Nine members of the Australian PE tribe are currently raising a fund. The Poor Buggers. My guess is that 3-4 of them will achieve a final closing this year.
1. CHAMP: is an Australian private equity pioneer. The firm is 50% owned by the local team with the balance held by the American PE house, Castle Harlan. I understand that Castle Harlan's stake will fall to 25% when the new fund is raised.
Despite a few high profile stumbles (Sheridan, Australian Discount Retail) CHAMP remains the bluest of Australian PE blue chips, and I've no doubt that even in this brutal environment they will raise another fund. The only question is, how big? They're officially targetting $1.5 billion, but a first closing still hasn't been announced . . . rumour is they will come in lower than hoped.
2. Direct Capital: New Zealand's most successful PE firm. They've just announced a successful first closing for their latest fund at NZ$200m. Their success is deserved. Direct have delivered strong returns to LPs over the past 15 years, are genuinely differentiated by virtue of their location, and have maintained team continuity. What more could an LP want?
3. Gresham Private Equity: Not to be confused with the UK firm that shares their name. In Australia Gresham is a well established boutique investment bank.

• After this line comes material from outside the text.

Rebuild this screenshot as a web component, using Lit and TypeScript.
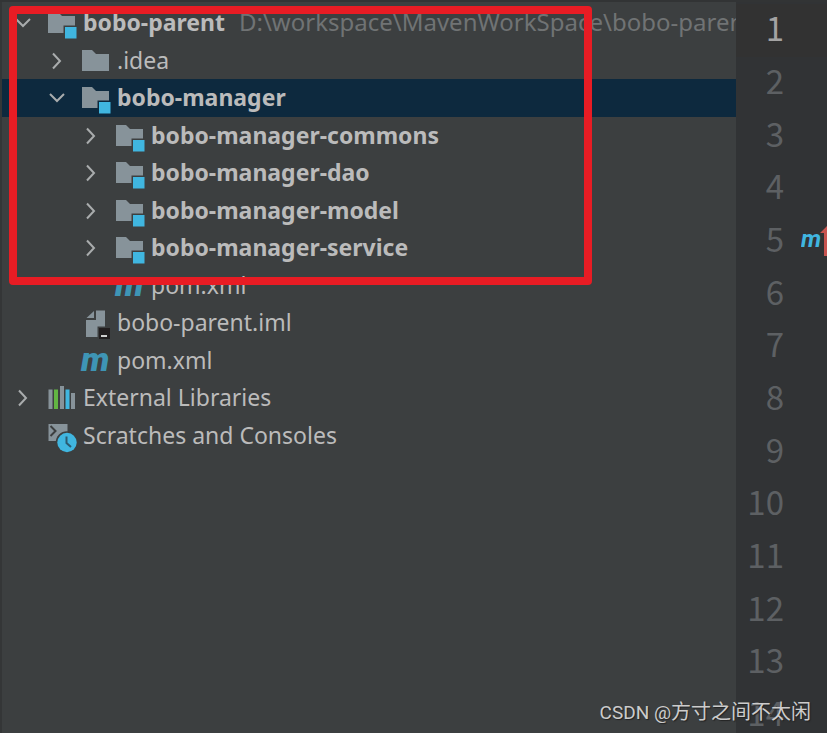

Unusually, the firm is partly owned by a large conglomerate, Wesfarmers, who has also served as an anchor investor for their PE funds.
The Gresham PE business has a checkered past: in 2003 virtually the entire team resigned after a stoush over carry, and together formed Ironbridge. A number of Australia's leading LPs were caught up in the collapse, and as a result Gresham is unlikely to ever raise local institutional capital . . . at least while the PE business remains captive.
Gresham was targeting a $600m fund, but in this market they will do well to match the $325m raised from Wesfarmers and retail investors back in 2004. I've heard that they are targetting international money (particularly Middle East) to top up another generous contribution from Wesfarmers.
4. Tasman Capital Partners: the team left DB Capital Partners a few years ago to form the Australian arm of Nikko Private Equity. Unfortunately Nikko got acquired by Citi, so last September they formed Tasman. No first closing yet.
5. Mainridge Capital: another spinout story. Mainridge is the old PE team from Hastings Funds Management. Hastings was acquired by Westpac, who wanted to get their hands on the infrastructure business. The PE team negotiated a friendly spinout, but unfortunately this process took so long that they ran head-first into the GFC.
Last I heard Mainridge were supposed to have raised funds by 30 June or the spinout deal was off. I believe this deadline has now been extended until year end. No first closing yet.
6. Propel Investments: was founded in June 2007 when Deutsche Bank divested DB Capital (fundraising gets confusing when you have both Propel and Tasman claiming the same deal track record!). Propel intended to raise a $250m - $350m fund this year, but have now withdrawn their IM from the market.
7. Harbert Australia: is the new Australian subsidiary of Harbert Management Corporation, a $2.5 billion investment group based in Alabama. The local team is led by Jeremy Steele, who used to run the now disbanded ANZ Private Equity. The American parent has provided seed capital of $40m, and the Aussie team is trying to raise a futher $100m from local and overseas investors.
8. Pinnacle Private Equity: was launched in January by two former AMP Capital Investors executives, Bill Cook and Peter Ludemann. They are targetting a new $300 million mid-market fund. No first closing yet .
9. AMP Capital Investors: announced last year that they would raise Fund IV, a $350 million mid-market fund. The team is still led by Greg Smith but in recent years has suffered from considerable turnover (see related post). No first closing yet.